Gedanken mit Tempo 180
In meinem Kopf ist ein einziges Chaos. Gedanken schwirren herum, ohne Weg und Ziel. Sie kommen aus Richtungen, wo noch nie Gedanken hergekommen sind. Komplett neue und ungewollte Gedanken beeinflusst durch die Wörter Anderer.
Oft sind es zu viele Gedanken, Gedanken die ich noch nie zuvor hatte. Gedanken über den Körper, die Gefühle, die Freunde & Familie. Keiner kann mir helfen den diese Gedanken sind so schnell weg, wie sie hergekommen sind. Mit einem Tempo von 180 kommen sie aus einer unbekannten Richtung und mit Tempo 180 verschwinden sie wieder. Folterung durch die eigenen Gedanken. Sie quälen einen, bringen einen bis zum Tod.

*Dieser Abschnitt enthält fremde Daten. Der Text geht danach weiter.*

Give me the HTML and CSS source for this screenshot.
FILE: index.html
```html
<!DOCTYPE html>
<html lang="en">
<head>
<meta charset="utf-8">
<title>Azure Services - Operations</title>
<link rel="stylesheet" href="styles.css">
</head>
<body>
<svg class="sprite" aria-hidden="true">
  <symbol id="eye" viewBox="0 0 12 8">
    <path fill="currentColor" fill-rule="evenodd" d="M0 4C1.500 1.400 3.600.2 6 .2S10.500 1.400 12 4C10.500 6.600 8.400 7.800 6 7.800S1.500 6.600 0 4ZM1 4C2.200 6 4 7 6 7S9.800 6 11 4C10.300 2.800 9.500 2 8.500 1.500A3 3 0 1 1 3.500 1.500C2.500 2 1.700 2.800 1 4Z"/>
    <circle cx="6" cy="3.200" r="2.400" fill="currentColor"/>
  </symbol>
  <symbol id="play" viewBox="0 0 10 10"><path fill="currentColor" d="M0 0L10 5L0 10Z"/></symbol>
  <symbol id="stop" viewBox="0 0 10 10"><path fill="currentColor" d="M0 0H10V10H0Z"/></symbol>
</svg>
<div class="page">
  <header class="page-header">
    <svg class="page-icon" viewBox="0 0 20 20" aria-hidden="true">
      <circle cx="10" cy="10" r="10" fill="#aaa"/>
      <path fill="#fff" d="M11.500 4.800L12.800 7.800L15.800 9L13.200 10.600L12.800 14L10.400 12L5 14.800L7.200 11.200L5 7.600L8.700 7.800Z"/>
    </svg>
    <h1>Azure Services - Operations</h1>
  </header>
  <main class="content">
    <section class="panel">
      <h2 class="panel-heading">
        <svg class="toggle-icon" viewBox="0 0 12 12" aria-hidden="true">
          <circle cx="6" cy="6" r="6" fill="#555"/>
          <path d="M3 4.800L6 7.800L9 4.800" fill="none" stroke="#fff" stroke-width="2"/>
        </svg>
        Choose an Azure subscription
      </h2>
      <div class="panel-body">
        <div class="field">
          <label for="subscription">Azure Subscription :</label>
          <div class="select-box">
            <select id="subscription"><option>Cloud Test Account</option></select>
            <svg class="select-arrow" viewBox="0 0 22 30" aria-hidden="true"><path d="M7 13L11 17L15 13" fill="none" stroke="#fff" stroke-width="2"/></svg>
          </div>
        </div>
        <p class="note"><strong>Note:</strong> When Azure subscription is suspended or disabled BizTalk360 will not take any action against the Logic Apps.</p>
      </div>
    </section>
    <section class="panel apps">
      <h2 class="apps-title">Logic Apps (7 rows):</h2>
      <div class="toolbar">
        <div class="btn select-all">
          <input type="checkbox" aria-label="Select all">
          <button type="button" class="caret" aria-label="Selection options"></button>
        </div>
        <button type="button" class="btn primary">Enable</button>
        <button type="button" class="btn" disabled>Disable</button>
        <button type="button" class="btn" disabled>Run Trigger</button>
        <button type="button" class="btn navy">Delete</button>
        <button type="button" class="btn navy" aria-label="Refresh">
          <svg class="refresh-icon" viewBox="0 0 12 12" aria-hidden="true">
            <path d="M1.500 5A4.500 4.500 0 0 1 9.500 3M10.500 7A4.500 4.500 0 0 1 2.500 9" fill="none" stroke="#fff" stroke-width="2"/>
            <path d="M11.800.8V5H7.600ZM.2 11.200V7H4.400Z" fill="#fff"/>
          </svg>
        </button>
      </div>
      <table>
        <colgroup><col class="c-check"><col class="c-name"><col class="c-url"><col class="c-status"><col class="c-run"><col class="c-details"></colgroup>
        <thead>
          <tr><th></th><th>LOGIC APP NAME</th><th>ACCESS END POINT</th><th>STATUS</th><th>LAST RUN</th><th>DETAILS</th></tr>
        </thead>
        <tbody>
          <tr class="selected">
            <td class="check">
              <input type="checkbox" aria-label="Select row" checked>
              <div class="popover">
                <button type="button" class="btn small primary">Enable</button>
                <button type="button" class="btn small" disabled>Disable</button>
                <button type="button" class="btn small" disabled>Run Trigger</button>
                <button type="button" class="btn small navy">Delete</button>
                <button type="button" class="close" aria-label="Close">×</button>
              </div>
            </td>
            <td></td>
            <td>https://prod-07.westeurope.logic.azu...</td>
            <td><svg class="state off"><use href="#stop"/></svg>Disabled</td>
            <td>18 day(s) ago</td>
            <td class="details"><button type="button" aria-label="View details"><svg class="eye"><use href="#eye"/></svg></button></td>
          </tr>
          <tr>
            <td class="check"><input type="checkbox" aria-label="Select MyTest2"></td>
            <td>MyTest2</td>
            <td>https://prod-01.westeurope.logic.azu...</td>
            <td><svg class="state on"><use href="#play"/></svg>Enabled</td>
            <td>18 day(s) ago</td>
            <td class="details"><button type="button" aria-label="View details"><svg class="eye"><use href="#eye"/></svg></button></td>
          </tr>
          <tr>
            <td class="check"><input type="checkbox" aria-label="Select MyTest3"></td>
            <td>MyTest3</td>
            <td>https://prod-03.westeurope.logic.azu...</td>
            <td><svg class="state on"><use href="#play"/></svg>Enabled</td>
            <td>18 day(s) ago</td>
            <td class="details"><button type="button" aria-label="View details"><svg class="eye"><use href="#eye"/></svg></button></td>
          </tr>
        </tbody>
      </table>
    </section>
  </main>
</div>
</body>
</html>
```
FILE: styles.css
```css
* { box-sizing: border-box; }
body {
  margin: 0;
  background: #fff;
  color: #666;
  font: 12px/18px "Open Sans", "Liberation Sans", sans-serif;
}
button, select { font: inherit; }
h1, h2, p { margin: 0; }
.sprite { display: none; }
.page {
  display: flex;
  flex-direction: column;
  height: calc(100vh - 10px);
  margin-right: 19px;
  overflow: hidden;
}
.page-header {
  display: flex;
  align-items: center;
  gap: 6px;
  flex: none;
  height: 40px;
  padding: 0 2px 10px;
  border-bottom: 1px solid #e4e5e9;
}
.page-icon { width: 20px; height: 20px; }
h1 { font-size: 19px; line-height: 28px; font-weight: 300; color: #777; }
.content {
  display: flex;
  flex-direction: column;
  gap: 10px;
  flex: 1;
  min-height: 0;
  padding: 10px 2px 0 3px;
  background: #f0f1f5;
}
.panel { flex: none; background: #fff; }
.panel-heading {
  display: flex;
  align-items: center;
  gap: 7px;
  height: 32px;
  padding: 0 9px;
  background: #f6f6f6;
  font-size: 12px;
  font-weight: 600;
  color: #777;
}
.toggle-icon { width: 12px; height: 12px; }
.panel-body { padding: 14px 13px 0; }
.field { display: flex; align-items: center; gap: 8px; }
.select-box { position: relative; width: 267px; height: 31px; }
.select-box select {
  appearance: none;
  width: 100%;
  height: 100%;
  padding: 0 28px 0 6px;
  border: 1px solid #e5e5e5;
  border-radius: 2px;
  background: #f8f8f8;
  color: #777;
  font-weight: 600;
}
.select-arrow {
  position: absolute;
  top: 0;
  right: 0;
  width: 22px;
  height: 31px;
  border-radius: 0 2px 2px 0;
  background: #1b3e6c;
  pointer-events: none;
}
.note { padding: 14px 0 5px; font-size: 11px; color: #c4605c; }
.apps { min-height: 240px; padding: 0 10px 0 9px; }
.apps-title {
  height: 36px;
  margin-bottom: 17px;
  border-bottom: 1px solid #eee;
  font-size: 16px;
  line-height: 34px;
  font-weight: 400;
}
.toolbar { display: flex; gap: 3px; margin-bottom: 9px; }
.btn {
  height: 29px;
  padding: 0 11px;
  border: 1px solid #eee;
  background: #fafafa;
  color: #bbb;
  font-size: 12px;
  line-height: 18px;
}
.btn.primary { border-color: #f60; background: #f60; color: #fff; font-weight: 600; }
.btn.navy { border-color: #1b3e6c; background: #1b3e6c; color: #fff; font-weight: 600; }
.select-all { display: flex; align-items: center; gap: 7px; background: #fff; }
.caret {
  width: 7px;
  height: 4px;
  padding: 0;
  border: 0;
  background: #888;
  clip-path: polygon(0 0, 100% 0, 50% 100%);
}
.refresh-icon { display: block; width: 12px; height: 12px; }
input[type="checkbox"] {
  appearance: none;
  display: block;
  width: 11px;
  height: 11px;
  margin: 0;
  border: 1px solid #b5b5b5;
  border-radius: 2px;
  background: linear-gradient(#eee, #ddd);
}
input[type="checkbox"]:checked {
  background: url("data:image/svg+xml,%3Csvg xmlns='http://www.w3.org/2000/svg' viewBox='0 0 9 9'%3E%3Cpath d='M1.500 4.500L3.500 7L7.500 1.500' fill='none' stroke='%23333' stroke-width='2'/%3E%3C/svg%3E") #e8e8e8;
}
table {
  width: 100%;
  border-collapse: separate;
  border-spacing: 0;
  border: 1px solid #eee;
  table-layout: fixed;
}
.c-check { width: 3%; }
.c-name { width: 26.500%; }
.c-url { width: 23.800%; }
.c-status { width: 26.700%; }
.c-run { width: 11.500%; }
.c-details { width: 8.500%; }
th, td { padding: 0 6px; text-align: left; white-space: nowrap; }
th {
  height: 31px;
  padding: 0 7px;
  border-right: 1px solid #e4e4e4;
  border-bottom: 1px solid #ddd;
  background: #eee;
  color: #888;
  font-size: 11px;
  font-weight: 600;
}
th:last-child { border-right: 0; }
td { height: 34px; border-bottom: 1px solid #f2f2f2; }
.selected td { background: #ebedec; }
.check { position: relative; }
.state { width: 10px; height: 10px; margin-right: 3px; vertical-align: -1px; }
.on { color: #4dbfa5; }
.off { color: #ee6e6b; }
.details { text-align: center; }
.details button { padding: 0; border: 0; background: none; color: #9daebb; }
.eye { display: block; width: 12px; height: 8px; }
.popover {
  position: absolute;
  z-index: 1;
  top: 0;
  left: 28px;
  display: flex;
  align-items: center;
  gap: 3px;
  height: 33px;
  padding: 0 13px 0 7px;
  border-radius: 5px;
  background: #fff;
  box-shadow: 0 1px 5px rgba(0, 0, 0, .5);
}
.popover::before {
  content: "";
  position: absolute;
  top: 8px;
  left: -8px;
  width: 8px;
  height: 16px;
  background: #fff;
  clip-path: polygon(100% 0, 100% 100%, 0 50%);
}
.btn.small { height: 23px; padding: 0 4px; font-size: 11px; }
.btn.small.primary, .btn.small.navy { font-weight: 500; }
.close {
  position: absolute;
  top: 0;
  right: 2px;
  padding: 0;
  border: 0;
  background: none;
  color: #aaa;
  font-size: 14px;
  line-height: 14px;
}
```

„Iss nicht so viel“, „Schau mal auf die Kalorien“, „Steh mal auf und geh laufen“ sind Gedanken, die oft vorkommen. Ich lege die Gabel zurück auf den Teller, dreh den Proteinriegel nochmal um und stehe auf und gehe raus. Die Gedanken stecken fest in meinem Kopf. Sie möchten nicht raus, doch wenn ich denke, es geschafft zu haben sie loszuwerden, merke ich, dass ich mich getäuscht habe und sie noch stärker und lauter zurückgekommen sind.

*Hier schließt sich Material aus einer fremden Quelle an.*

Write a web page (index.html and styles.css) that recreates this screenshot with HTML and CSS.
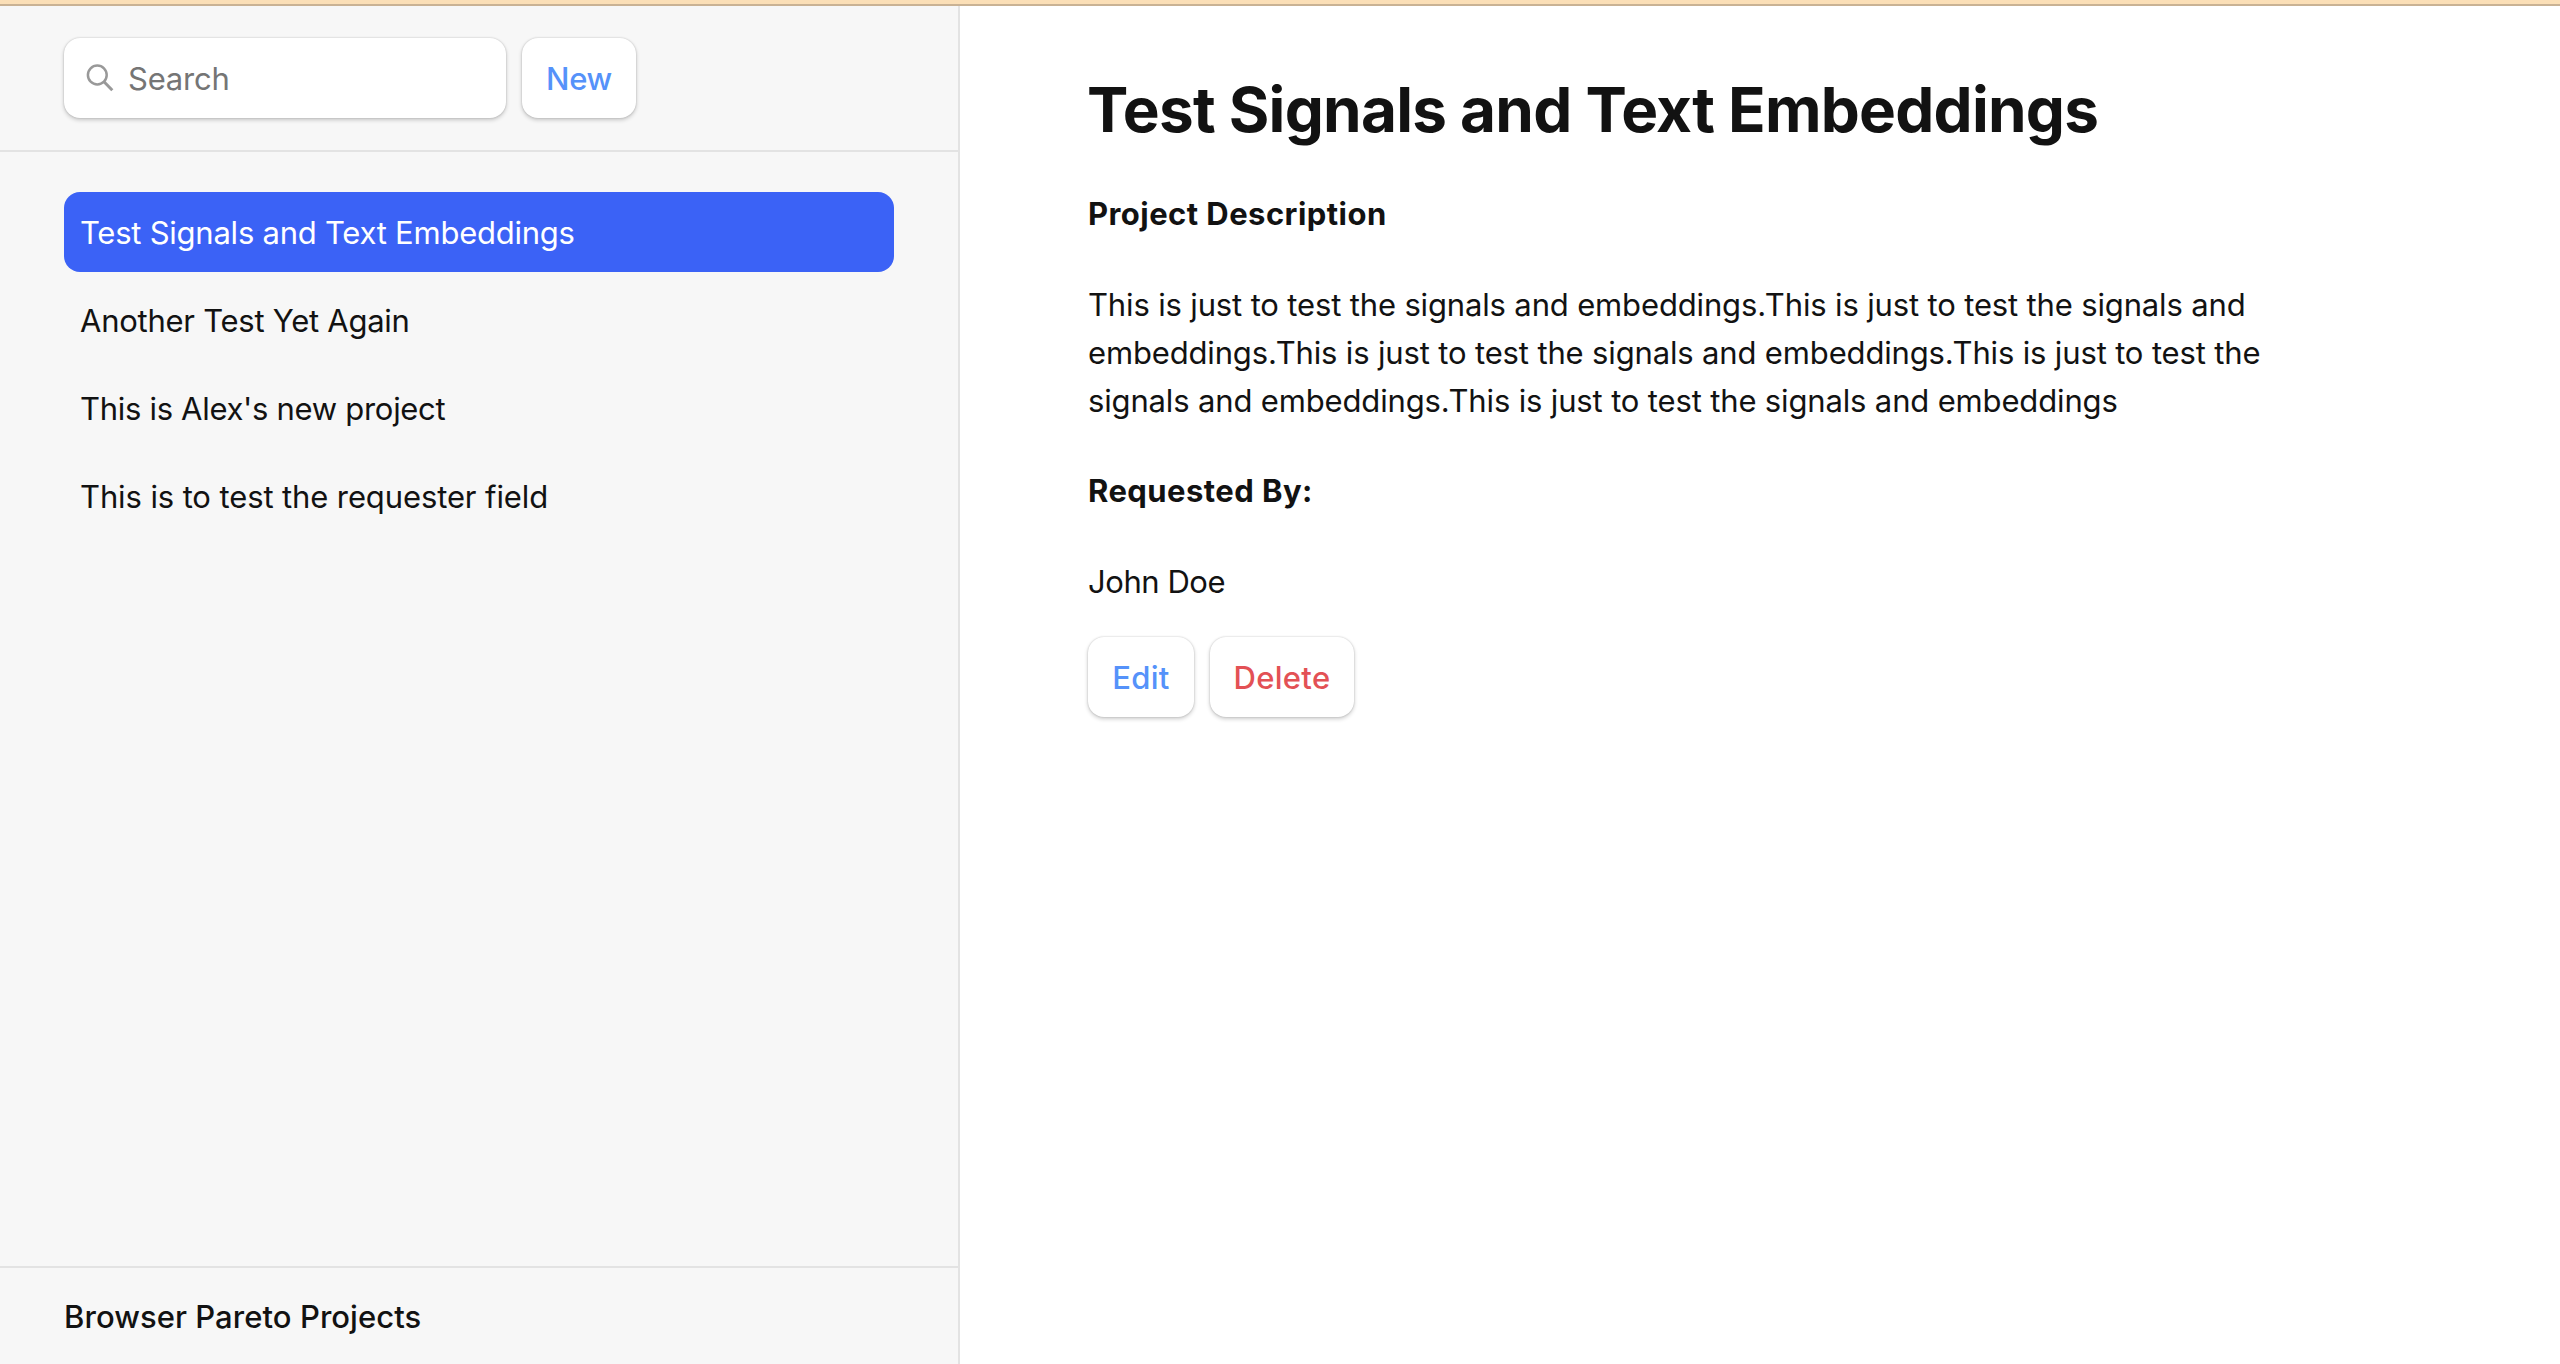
FILE: index.html
```html
<!DOCTYPE html>
<html lang="en">
<head>
<meta charset="utf-8">
<title>Pareto Projects</title>
<link rel="stylesheet" href="styles.css">
</head>
<body>
<div class="topbar"></div>
<div class="layout">
  <aside class="sidebar">
    <div class="toolbar">
      <label class="search">
        <svg class="search-icon" viewBox="0 0 32 32" fill="none" stroke="#999" aria-hidden="true">
          <circle cx="13.3" cy="13" r="9.4" stroke-width="2.5"/>
          <path d="M20 19.8 28.3 28.3" stroke-width="3"/>
        </svg>
        <input class="search-input" type="search" placeholder="Search">
      </label>
      <button class="button button-new">New</button>
    </div>
    <nav class="projects">
      <a class="project project-active">Test Signals and Text Embeddings</a>
      <a class="project project-another">Another Test Yet Again</a>
      <a class="project project-alex">This is Alex's new project</a>
      <a class="project project-requester">This is to test the requester field</a>
    </nav>
    <footer class="brand">Browser Pareto Projects</footer>
  </aside>
  <main class="detail">
    <h1 class="title">Test Signals and Text Embeddings</h1>
    <h4 class="label">Project Description</h4>
    <p class="text description">This is just to test the signals and embeddings.This is just to test the signals and embeddings.This is just to test the signals and embeddings.This is just to test the signals and embeddings.This is just to test the signals and embeddings</p>
    <h4 class="label">Requested By:</h4>
    <p class="text requester">John Doe</p>
    <div class="actions">
      <button class="button button-edit">Edit</button>
      <button class="button button-delete">Delete</button>
    </div>
  </main>
</div>
</body>
</html>
```

FILE: styles.css
```css
* {
  box-sizing: border-box;
}

body {
  margin: 0;
  height: 100vh;
  display: flex;
  flex-direction: column;
  overflow: hidden;
  background: #fff;
  color: #121212;
  font: 31px/48px Inter, sans-serif;
}

.topbar {
  flex: none;
  height: 6px;
  background: #fbdfb7;
  border-bottom: 2px solid #c9b294;
}

.layout {
  flex: 1;
  min-height: 0;
  display: flex;
}

.sidebar {
  width: 960px;
  display: flex;
  flex-direction: column;
  background: #f7f7f7;
  border-right: 2px solid #e3e3e3;
}

.toolbar {
  display: flex;
  gap: 16px;
  padding: 32px 64px;
  border-bottom: 2px solid #e3e3e3;
}

.search,
.button {
  height: 80px;
  border: 0;
  border-radius: 16px;
  background: #fff;
  box-shadow: 0 0 2px rgba(0, 0, 0, 0.2), 0 2px 4px rgba(0, 0, 0, 0.2);
}

.search {
  width: 442px;
  display: flex;
  align-items: center;
  gap: 12px;
  padding-left: 20px;
}

.search-icon {
  flex: none;
  width: 32px;
  height: 32px;
}

.search-input {
  flex: 1;
  min-width: 0;
  height: 50px;
  padding: 1px 0 0;
  border: 0;
  outline: 0;
  background: none;
  font: inherit;
  letter-spacing: -0.2px;
}

.search-input::placeholder {
  color: #757575;
}

.button {
  padding: 2px 0 0;
  color: #5592fa;
  font: 500 31px/48px Inter, sans-serif;
}

.button-new {
  width: 114px;
  letter-spacing: -0.3px;
}

.button-edit {
  width: 106px;
  letter-spacing: 0.3px;
}

.button-delete {
  width: 144px;
  color: #e35155;
  letter-spacing: 0.3px;
}

.projects {
  flex: 1;
  display: flex;
  flex-direction: column;
  gap: 8px;
  padding: 40px 64px;
}

.project {
  padding: 17px 16px 15px;
  border-radius: 16px;
  white-space: nowrap;
}

.project-active {
  background: #3b62f6;
  color: #fff;
  letter-spacing: -0.24px;
}

.project-another {
  letter-spacing: -0.26px;
}

.project-alex {
  letter-spacing: -0.3px;
}

.project-requester {
  letter-spacing: -0.11px;
}

.brand {
  height: 98px;
  padding: 25px 64px 0;
  border-top: 2px solid #e3e3e3;
  font-weight: 500;
  letter-spacing: 0.06px;
}

.detail {
  flex: 1;
  padding: 65px 128px 0;
}

.title {
  margin: 0 0 42px -1px;
  font-size: 62px;
  font-weight: 700;
  line-height: 77px;
  letter-spacing: -0.76px;
}

.label {
  margin: 0 0 43px;
  font-size: 31px;
  font-weight: 700;
  letter-spacing: 0.45px;
}

.text {
  margin: 0;
}

.description {
  width: 1184px;
  margin-bottom: 42px;
  letter-spacing: -0.15px;
}

.requester {
  margin-bottom: 31px;
  letter-spacing: -0.45px;
}

.actions {
  display: flex;
  gap: 16px;
}
```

„Nimm doch noch ein Stück Schoko, das hast du dir verdient“, „Die Zahl war heute wieder tief unten, du kannst dir jetzt noch eine zweite Portion gönnen“, „Der Hosenbund ist ja eh noch so weit, da hast du noch genug Platz für eine Nachspeise“ sind Gedanken die herumschwirren und alles in ein riesiges Chaos bringen.
Ich gehe raus. Ich laufe die Wege entlang ohne Orientierung aber mit einem Ziel: den Gedanken entkommen. Für einen Moment habe ich alles vergessen, doch in der Sekunde in der ich zuhause ankomme, sind die Gedanken zurück. Um mich herum ist Essen, ich habe Hunger, doch meine Gedanken sagen „Nein“.
Am Abend, wenn ich alleine bin halte ich es nicht mehr aus. Ich koche mir Eier und esse nur das Eiweiß, denn das hat weniger Kalorien. Danach kann ich noch eine Reiswaffel mit Gurkenscheiben essen. Eine Reiswaffel mit halbfetter Butter und einem dünnen Blatt Salami darf auch noch dabei sein. Etwas Hunger habe ich noch. Die restliche Gurke, eine halbe Paprika und noch etwas Sellerie wird aufgeschnitten, dazu mache ich einen Dip mit ganz vielen Gewürzen, denn sonst schmeckt es nicht. Einen kleinen „Sweet treat“ darf ich mir auch noch gönnen, ein Pfirsich mit paar Haferflocken und Chiasamen in einer Schüssel Jogurt schaden ja nicht. Zum Serie schauen, gibt es ein paar Löffel Apfelmus, doch plötzlich ist das ganze Glas leer. Ich halte es nicht mehr aus. Im Zimmer nebenan finde ich Chips und esse die ganze Packung. Toll gemacht. Jetzt musst du alles rauskotzen. Ich geh zum Klo, steck mir den Finger in den Mund und kotze es aus.
Am nächsten Tag möchte ich wieder entfliehen. Die dummen Gedanken gestern haben wieder kontrolliert. Ich muss ihnen zeigen, dass ich es alleine schaffe. Ich fange an zu rennen. Ich bin schnell. Aber ich muss schneller sein. Ich laufe so schnell, dass ich bei dem Tempomessgerät die Zahl nicht erkennen kann. Aber es sieht aus wie Tempo 180.